The reason we have so much invalid HTML on the web today is that historically browsers have been going to great lengths trying to render invalid HTML. The initial goal was to make the life of the HTML author easier: even if your HTML is not really valid, the browser will not complain and will display something based on some heuristic. In most cases the browser is able to make correct assumptions, and the page comes out just as you intended. Historically, as features were added to HTML, browsers became larger pieces of software, with a lot of code implementing those heuristic dealings with invalid HTML. And with just a small percentage of web pages being valid, you can safely bet that browsers will continue to support invalid HTML as they do today for the foreseeable future.

Then what is your incentive for writing valid HTML? After all, you just want your page to be rendered by the browser the way you intended. So as long as you get the intended result, why would it matter if the HTML sent to the browser is valid or invalid? We will argue here that it does matter, and that producing valid HTML has direct benefits for you, the web developer.

We all know that there are differences between browsers: a given page might look fine under Firefox and Safari, but will have problems with Internet Explorer, or vice versa. Browsers implement the HTML specification more or less closely and may make different assumptions because there is room for interpretation in the specifications or just simply because they have bugs. But handling invalid HTML is completely outside of the scope of the HTML specification. So when it comes to invalid HTML, browsers are on their own, and in our experience you are much more likely to see differences between browsers with invalid HTML than with valid HTML. So you will benefit from generating valid HTML just for that reason.

But there is more: in the Web 2.0 world, your work does not stop after the browser has rendered your page the way you intended. You are likely to also send to the browser JavaScript code that will modify what is displayed by the browser as the user interacts with the page. You do so in JavaScript by modifying a tree of objects called the Document Object Model (DOM). Chapter 2, "Page Presentation," of the book, Professional Web 2.0 Programming (Wrox, 2006, ISBN: 978-0-470-08788-6) looks at the DOM in more detail.
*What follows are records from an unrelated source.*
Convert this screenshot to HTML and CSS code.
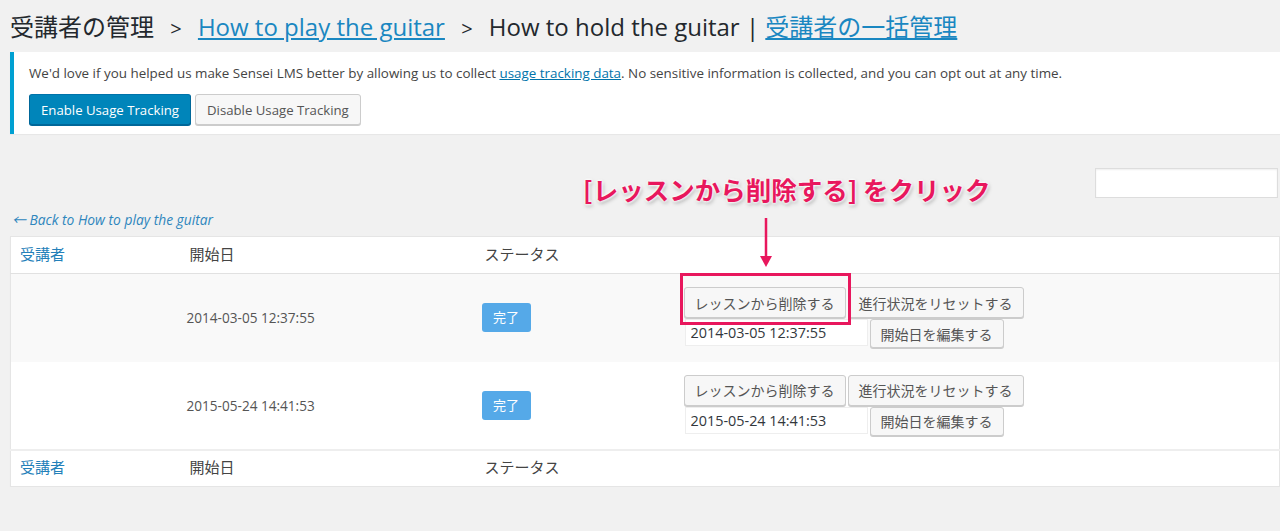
FILE: index.html
```html
<!DOCTYPE html>
<html lang="ja">
<head>
    <meta charset="UTF-8">
    <title>受講者の管理</title>
    <link rel="stylesheet" href="styles.css">
</head>
<body>
    <div class="wrap">
        <h1 class="page-title">
            受講者の管理 <span class="sep">&gt;</span>
            <a href="#">How to play the guitar</a> <span class="sep">&gt;</span>
            How to hold the guitar | <a href="#">受講者の一括管理</a>
        </h1>

        <!-- Usage tracking notice -->
        <div class="notice">
            <p>We'd love if you helped us make Sensei LMS better by allowing us to collect <a href="#">usage tracking data</a>. No sensitive information is collected, and you can opt out at any time.</p>
            <div class="notice-actions">
                <button class="button button-primary">Enable Usage Tracking</button>
                <button class="button">Disable Usage Tracking</button>
            </div>
        </div>

        <div class="search-row">
            <input type="search" class="search-input">
        </div>

        <a href="#" class="back-link">&larr; Back to How to play the guitar</a>

        <table class="learners">
            <thead>
                <tr>
                    <th class="col-learner"><a href="#">受講者</a></th>
                    <th class="col-date">開始日</th>
                    <th class="col-status">ステータス</th>
                    <th class="col-actions"></th>
                </tr>
            </thead>
            <tbody>
                <tr class="alt">
                    <td></td>
                    <td class="date">2014-03-05 12:37:55</td>
                    <td><span class="badge">完了</span></td>
                    <td>
                        <div class="actions">
                            <button class="button">レッスンから削除する</button>
                            <button class="button">進行状況をリセットする</button>
                        </div>
                        <div class="actions">
                            <input type="text" class="date-input" value="2014-03-05 12:37:55">
                            <button class="button">開始日を編集する</button>
                        </div>
                    </td>
                </tr>
                <tr>
                    <td></td>
                    <td class="date">2015-05-24 14:41:53</td>
                    <td><span class="badge">完了</span></td>
                    <td>
                        <div class="actions">
                            <button class="button">レッスンから削除する</button>
                            <button class="button">進行状況をリセットする</button>
                        </div>
                        <div class="actions">
                            <input type="text" class="date-input" value="2015-05-24 14:41:53">
                            <button class="button">開始日を編集する</button>
                        </div>
                    </td>
                </tr>
            </tbody>
            <tfoot>
                <tr>
                    <th class="col-learner"><a href="#">受講者</a></th>
                    <th class="col-date">開始日</th>
                    <th class="col-status">ステータス</th>
                    <th class="col-actions"></th>
                </tr>
            </tfoot>
        </table>
    </div>

    <!-- Annotation overlay -->
    <div class="callout">[レッスンから削除する] をクリック</div>
    <svg class="callout-arrow" width="16" height="50" viewBox="0 0 16 50">
        <line x1="8" y1="0" x2="8" y2="40" stroke="#e8175d" stroke-width="2.5"/>
        <polygon points="2,38 14,38 8,49" fill="#e8175d"/>
    </svg>
    <div class="callout-box"></div>
</body>
</html>
```

FILE: styles.css
```css
* {
    box-sizing: border-box;
}

body {
    margin: 0;
    background-color: #f1f1f1;
    color: #444;
    font-family: "Open Sans", "Noto Sans CJK JP", sans-serif;
    font-size: 13px;
}

a {
    color: #0073aa;
}

.wrap {
    padding-left: 10px;
}

/* Title */
.page-title {
    margin: 0 0 9px;
    padding-top: 12px;
    height: 43px;
    overflow: hidden;
    font-size: 24px;
    font-weight: 400;
    line-height: 30px;
    color: #23282d;
    white-space: nowrap;
}

.page-title a {
    color: #1a87c1;
}

.page-title .sep {
    font-size: 20px;
    margin: 0 10px;
}

/* Notice */
.notice {
    background-color: #fff;
    border-left: 4px solid #00a0d2;
    box-shadow: 0 1px 1px rgba(0, 0, 0, 0.04);
    padding: 11px 15px 9px;
    height: 82px;
}

.notice p {
    margin: 0;
    font-size: 13.4px;
    line-height: 20px;
    color: #444;
}

.notice-actions {
    margin-top: 11px;
    display: flex;
    gap: 4px;
}

.button {
    font-family: inherit;
    font-size: 13px;
    height: 31px;
    padding: 0 11px;
    border: 1px solid #ccc;
    border-radius: 3px;
    background-color: #f7f7f7;
    box-shadow: 0 1px 0 #ccc;
    color: #555;
    cursor: pointer;
}

.notice .button {
    font-size: 13.2px;
}

.button-primary {
    background-color: #0085ba;
    border-color: #0073aa #006799 #006799;
    box-shadow: 0 1px 0 #006799;
    color: #fff;
}

/* Search */
.search-row {
    display: flex;
    justify-content: flex-end;
    margin-top: 34px;
}

.search-input {
    width: 183px;
    height: 30px;
    margin-right: 2px;
    border: 1px solid #ddd;
    box-shadow: inset 0 1px 2px rgba(0, 0, 0, 0.07);
    background-color: #fff;
}

.back-link {
    display: block;
    margin-top: 12px;
    padding-left: 2px;
    line-height: 20px;
    font-size: 13.8px;
    font-style: italic;
    text-decoration: none;
    color: #2e86bd;
}

/* Learners table */
.learners {
    margin-top: 6px;
    width: 100%;
    border-collapse: collapse;
    background-color: #fff;
    border: 1px solid #e5e5e5;
    box-shadow: 0 1px 1px rgba(0, 0, 0, 0.04);
}

.learners th {
    text-align: left;
    font-weight: 400;
    font-size: 15px;
    line-height: 20px;
    color: #444;
    height: 37px;
    padding: 0 9px 3px;
}

.learners th a {
    text-decoration: none;
    color: #2380b9;
}

.learners thead tr {
    border-bottom: 1px solid #e1e1e1;
}

.learners tfoot tr {
    border-top: 2px solid #eee;
}

.col-learner {
    width: 170px;
}

.col-date {
    width: 295px;
}

.col-status {
    width: 199px;
}

.learners td {
    height: 88px;
    padding: 0 9px;
    vertical-align: middle;
}

.learners tr.alt td {
    background-color: #f9f9f9;
}

.learners td.date {
    color: #555;
    font-size: 13.6px;
    padding-left: 6px;
}

.badge {
    display: inline-block;
    margin-left: -3px;
    width: 49px;
    line-height: 29px;
    text-align: center;
    background-color: #55a9e8;
    color: #fff;
    border-radius: 3px;
    font-size: 13px;
}

.actions {
    display: flex;
    align-items: flex-start;
    gap: 2px;
}

.actions .button {
    font-size: 14px;
    padding: 0 10px;
    height: 31px;
}

.actions + .actions {
    margin-top: 1px;
}

.actions + .actions .button {
    height: 29px;
}

.date-input {
    width: 183px;
    height: 27px;
    margin-left: 1px;
    padding: 0 5px;
    border: 1px solid #eee;
    background-color: #fff;
    font-family: inherit;
    font-size: 14.4px;
    color: #32373c;
}

/* Annotation */
.callout {
    position: absolute;
    left: 583px;
    top: 171px;
    font-family: "Noto Sans CJK JP", sans-serif;
    font-size: 25.5px;
    font-weight: 700;
    line-height: 36px;
    color: #e8175d;
    white-space: nowrap;
    text-shadow: 0 0 3px #fff, 0 0 3px #fff, 0 0 3px #fff, 1px 2px 4px rgba(0, 0, 0, 0.35);
}

.callout-arrow {
    position: absolute;
    left: 758px;
    top: 218px;
}

.callout-box {
    position: absolute;
    left: 680px;
    top: 273px;
    width: 171px;
    height: 52px;
    border: 3px solid #e8175d;
}
```
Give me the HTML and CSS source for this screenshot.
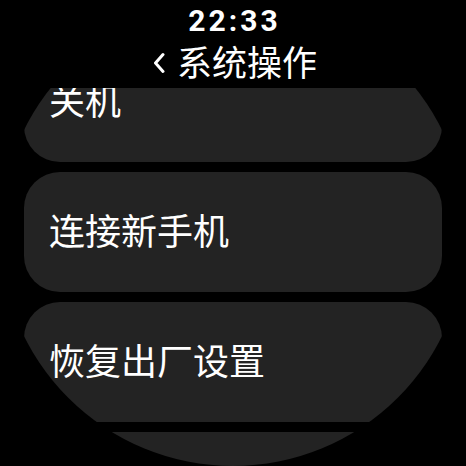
FILE: index.html
```html
<!DOCTYPE html>
<html lang="zh-CN">
<head>
  <meta charset="UTF-8">
  <title>系统操作</title>
  <link rel="stylesheet" href="styles.css">
</head>
<body>

<div class="watch">
  <div class="header">
    <div class="clock">22:33</div>
    <div class="title">
      <svg class="back" width="12" height="22" viewBox="0 0 12 22">
        <path d="M10 2.5 L2.5 11 L10 19.5" fill="none" stroke="white" stroke-width="3" stroke-linecap="round" stroke-linejoin="round"/>
      </svg>
      <span>系统操作</span>
    </div>
  </div>

  <div class="list">
    <div class="list-inner">
      <div class="item">关机</div>
      <div class="item">连接新手机</div>
      <div class="item">恢复出厂设置</div>
      <div class="item"></div>
    </div>
  </div>
</div>

</body>
</html>
```

FILE: styles.css
```css
html, body {
  margin: 0;
  background: #000;
}

body {
  font-family: "Noto Sans CJK SC", "Noto Sans", sans-serif;
  color: white;
}

.watch {
  width: 466px;
  height: 466px;
  border-radius: 50%;
  overflow: hidden;
  background: #000;
  display: flex;
  flex-direction: column;
}

.header {
  height: 88px;
  flex-shrink: 0;
  display: flex;
  flex-direction: column;
  align-items: center;
}

.clock {
  font-family: Roboto, "Noto Sans", sans-serif;
  font-weight: bold;
  font-size: 30px;
  letter-spacing: 3px;
  line-height: 30px;
  margin-top: 6px;
  padding-left: 3px;
}

.title {
  display: flex;
  align-items: center;
  gap: 12px;
  font-size: 35px;
  line-height: 40px;
  margin-top: 5px;
  margin-left: 4px;
}

.back {
  display: block;
  margin-top: 4px;
}

.list {
  flex: 1;
  overflow: hidden;
}

.list-inner {
  margin-top: -46px;
  display: flex;
  flex-direction: column;
  gap: 10px;
}

.item {
  margin: 0 24px;
  height: 120px;
  flex-shrink: 0;
  background: #232323;
  border-radius: 36px;
  display: flex;
  align-items: center;
  padding-left: 25px;
  padding-bottom: 6px;
  box-sizing: border-box;
  font-size: 36px;
}
```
Here, suffice to say that the DOM is a tree of objects that represent the structure of the page. For example, consider this snippet of HTML:

    <li>Page Presentation</li>
    <li>JavaScript and Ajax</li>

When rendered by the browser, it will look something like this:

1. Page Presentation
2. JavaScript and Ajax

Now imagine that text in each list item becomes longer. To make the list easier to read you decide it makes sense to make each list item a paragraph; this way the browser will add some space between each item. You do this by modifying the HTML as follows:

    <p><li>Page Presentation</li></p>
    <p><li>JavaScript and Ajax</li></p>

Can you see the error? Yes, the paragraph should go inside the <li> element, instead of going around it. But if you write the preceding code, chances are you won't even find out about your mistake because the browser will render it just fine and give you the expected result. If this appears in a static page, and the page renders as you expect, there isn't much harm done. However, now consider that you have a button on the page that moves the second item in the list to the first position. For this you add IDs on the <li> elements:

    <li id="first">Page Presentation</li>
    <li id="second">JavaScript and Ajax</li>
<script type="text/javascript">
    function invert() {
        var first = document.getElementById("first");
        var second = document.getElementById("second");
        var parent = first.parentNode;
        parent.insertBefore(second, first);
<button onclick="invert()">Invert</button>

This code essentially takes the element with ID "second" and moves it before the element with ID "first". Now one would expect the same code to work if you add a <p> element around <li> and move the ID to the <p> element, as in:

    <p id="first"><li>Page Presentation</li></p>
    <p id="second"><li>JavaScript and Ajax</li></p>

In this case your code does not work. It does not work because you have wrongly assumed that the browser saw your HTML the way you wrote it and created a DOM that looks like Figure 1.

Figure 1
Figure 1

Instead, Internet Explorer and Firefox create a DOM that looks like Figure 2. Note that because this DOM is created by the browser based on invalid HTML, it is entirely possible for other browsers to create yet another DOM, further complicating the issue.

Figure 2
Figure 2

When you move the element with ID "second" before the element with ID "first", you are moving an empty paragraph before another empty paragraph. The code certainly runs fine; it does not cause any error, but it doesn't do what you expected. When confronted with invalid HTML code, the browser will still render it, and in some cases the result will be what you expect. However the DOM the browser creates might not match the structure of your HTML. When this happens, your JavaScript may not work as expected, and figuring out why it doesn't can be quite time consuming.

The lesson is that by producing valid HTML code you will see fewer differences in the way different browsers render your HTML, and you can avoid problems down the road when the HTML is dynamically manipulated by JavaScript code.